Non-Uniform Exposure Imaging via Neuromorphic Shutter Control

By leveraging the blur-noise trade-off, imaging with non-uniform exposures largely extends the image acquisition flexibility in harsh environments. However, the limitation of conventional cameras in perceiving intra-frame dynamic information prevents existing methods from being implemented in the real-world frame acquisition for real-time adaptive camera shutter control. To address this challenge, we propose a novel Neuromorphic Shutter Control (NSC) system to avoid motion blurs and alleviate instant noises, where the extremely low latency of events is leveraged to monitor the real-time motion and facilitate the scene-adaptive exposure. Furthermore, to stabilize the inconsistent Signal-to-Noise Ratio (SNR) caused by the non-uniform exposure times, we propose an event-based image denoising network within a self-supervised learning paradigm, i.e., SEID, exploring the statistics of image noises and inter-frame motion information of events to obtain artificial supervision signals for high-quality imaging in real-world scenes.
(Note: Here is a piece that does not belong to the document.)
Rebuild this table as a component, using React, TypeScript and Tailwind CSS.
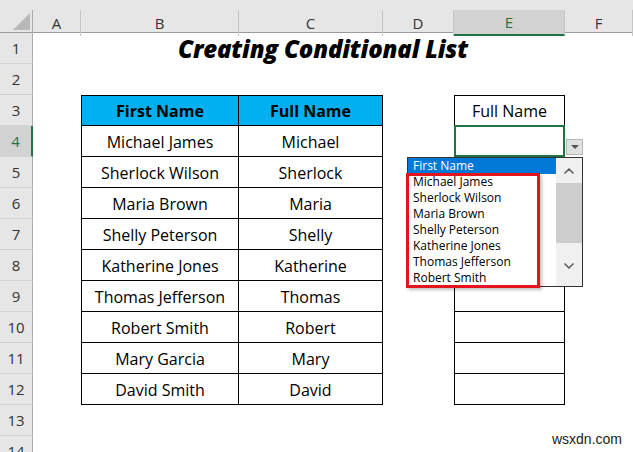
import { ChevronUp, ChevronDown } from 'lucide-react'

const names: [string, string][] = [
  ['Michael James', 'Michael'],
  ['Sherlock Wilson', 'Sherlock'],
  ['Maria Brown', 'Maria'],
  ['Shelly Peterson', 'Shelly'],
  ['Katherine Jones', 'Katherine'],
  ['Thomas Jefferson', 'Thomas'],
  ['Robert Smith', 'Robert'],
  ['Mary Garcia', 'Mary'],
  ['David Smith', 'David'],
]

const listItems = names.slice(0, 7).map((n) => n[0])

const cols = ['A', 'B', 'C', 'D', 'E', 'F']
const rows = Array.from({ length: 14 }, (_, i) => i + 1)

function RowHeader({ r }: { r: number }) {
  return r === 4 ? (
    <div className="flex items-center justify-center bg-[#d2d2d2] border-b border-[#d4d4d4] border-r-2 border-r-[#217346] text-[#217346] text-[15px]">
      {r}
    </div>
  ) : (
    <div className="flex items-center justify-center bg-[#e6e6e6] border-b border-[#d4d4d4] border-r border-r-[#ababab] text-[#333] text-[15px]">
      {r}
    </div>
  )
}

function Dropdown() {
  return (
    <>
      {/* selected cell outline */}
      <div className="absolute -left-px -top-px -right-px -bottom-px border-2 border-[#217346] pointer-events-none" />
      {/* dropdown button */}
      <div className="absolute left-[111px] top-[13px] w-[17px] h-[16px] bg-[#e1e1e1] border border-[#b5b5b5] flex items-center justify-center">
        <div className="w-0 h-0 border-l-[4px] border-r-[4px] border-t-[4px] border-l-transparent border-r-transparent border-t-[#555]" />
      </div>
      {/* list box */}
      <div className="absolute left-[-48px] top-[31px] w-[176px] h-[130px] bg-white border border-[#333] flex z-10 font-['Open_Sans'] text-[12px] leading-[16px] text-black">
        <div className="flex-1 flex flex-col">
          <div className="bg-[#0078d7] text-white pl-[5px] h-[16px]">First Name</div>
          {listItems.map((n) => (
            <div key={n} className="pl-[5px] h-[16px]">
              {n}
            </div>
          ))}
        </div>
        <div className="w-[26px] bg-[#f0f0f0] flex flex-col items-center">
          <div className="h-[25px] flex items-center justify-center text-[#606060]">
            <ChevronUp size={16} strokeWidth={2.5} />
          </div>
          <div className="w-full h-[60px] bg-[#cdcdcd]" />
          <div className="flex-1" />
          <div className="h-[28px] flex items-start justify-center text-[#606060]">
            <ChevronDown size={16} strokeWidth={2.5} />
          </div>
        </div>
        {/* highlight box */}
        <div className="absolute left-[-2px] top-[15px] w-[134px] h-[115px] border-[3px] border-[#e3141b] shadow-[2px_2px_3px_rgba(0,0,0,0.25)]" />
      </div>
    </>
  )
}

export default function App() {
  return (
    <div className="w-[633px] h-[452px] overflow-hidden bg-white relative font-['Open_Sans'] text-black">
      <div className="h-[10px] bg-[#e6e6e6]" />
      {/* column headers */}
      <div className="grid grid-cols-[33px_48px_158px_144px_71px_111px_1fr] h-[23px] bg-[#e6e6e6] border-b border-[#9b9b9b]">
        <div className="border-r border-[#ababab] relative">
          <svg className="absolute left-[13px] top-[3px]" width="17" height="17" viewBox="0 0 17 17">
            <polygon points="17,0 17,17 0,17" fill="#b8b8b8" />
          </svg>
        </div>
        {cols.map((c) =>
          c === 'E' ? (
            <div key={c} className="flex items-center justify-center bg-[#d2d2d2] border-r border-[#c6c6c6] border-b-2 border-b-[#217346] text-[#217346] text-[15px] pt-[1px]">
              {c}
            </div>
          ) : (
            <div key={c} className="flex items-center justify-center border-r border-[#c6c6c6] text-[#333] text-[15px]">
              {c}
            </div>
          )
        )}
      </div>
      {/* sheet */}
      <div className="grid grid-cols-[33px_48px_158px_144px_71px_111px_1fr] auto-rows-[31px] text-[16px]">
        {rows.map((r) => {
          const inTable = r >= 3 && r <= 12
          const row = r >= 4 && r <= 12 ? names[r - 4] : null
          return [
            <RowHeader key={`h${r}`} r={r} />,
            <div key={`a${r}`} />,
            r === 1 ? (
              <div key={`b${r}`} className="col-span-4 flex items-center justify-center font-extrabold italic text-[24px] tracking-[-0.2px] pt-[1px]">
                Creating Conditional List
              </div>
            ) : r === 3 ? (
              <div key={`b${r}`} className="flex items-center justify-center border border-black bg-[#00b0f0] font-bold pt-[1px]">
                First Name
              </div>
            ) : inTable ? (
              <div key={`b${r}`} className="flex items-center justify-center border-l border-r border-b border-black pt-[1px]">
                {row?.[0]}
              </div>
            ) : (
              <div key={`b${r}`} />
            ),
            r === 1 ? null : r === 3 ? (
              <div key={`c${r}`} className="flex items-center justify-center border-t border-r border-b border-black bg-[#00b0f0] font-bold pt-[1px]">
                Full Name
              </div>
            ) : inTable ? (
              <div key={`c${r}`} className="flex items-center justify-center border-r border-b border-black pt-[1px]">
                {row?.[1]}
              </div>
            ) : (
              <div key={`c${r}`} />
            ),
            r === 1 ? null : <div key={`d${r}`} />,
            r === 1 ? null : r === 3 ? (
              <div key={`e${r}`} className="flex items-center justify-center border border-black pt-[1px]">
                Full Name
              </div>
            ) : r === 4 ? (
              <div key={`e${r}`} className="relative border-l border-r border-b border-black">
                <Dropdown />
              </div>
            ) : inTable ? (
              <div key={`e${r}`} className="border-l border-r border-b border-black" />
            ) : (
              <div key={`e${r}`} />
            ),
            <div key={`f${r}`} />,
          ]
        })}
      </div>
      <div className="absolute right-[11px] bottom-[2px] font-['Liberation_Sans'] text-[14px] text-[#222]">
        wsxdn.com
      </div>
    </div>
  )
}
To illustrate the effectiveness of the proposed NSC, we implement it in hardware by building a hybrid-camera imaging prototype system, with which we collect a real-world dataset containing well-synchronized frames and events in diverse scenarios with different target scenes and motion patterns. Experiments on the synthetic and real-world datasets demonstrate the superiority of our method over state-of-the-art approaches.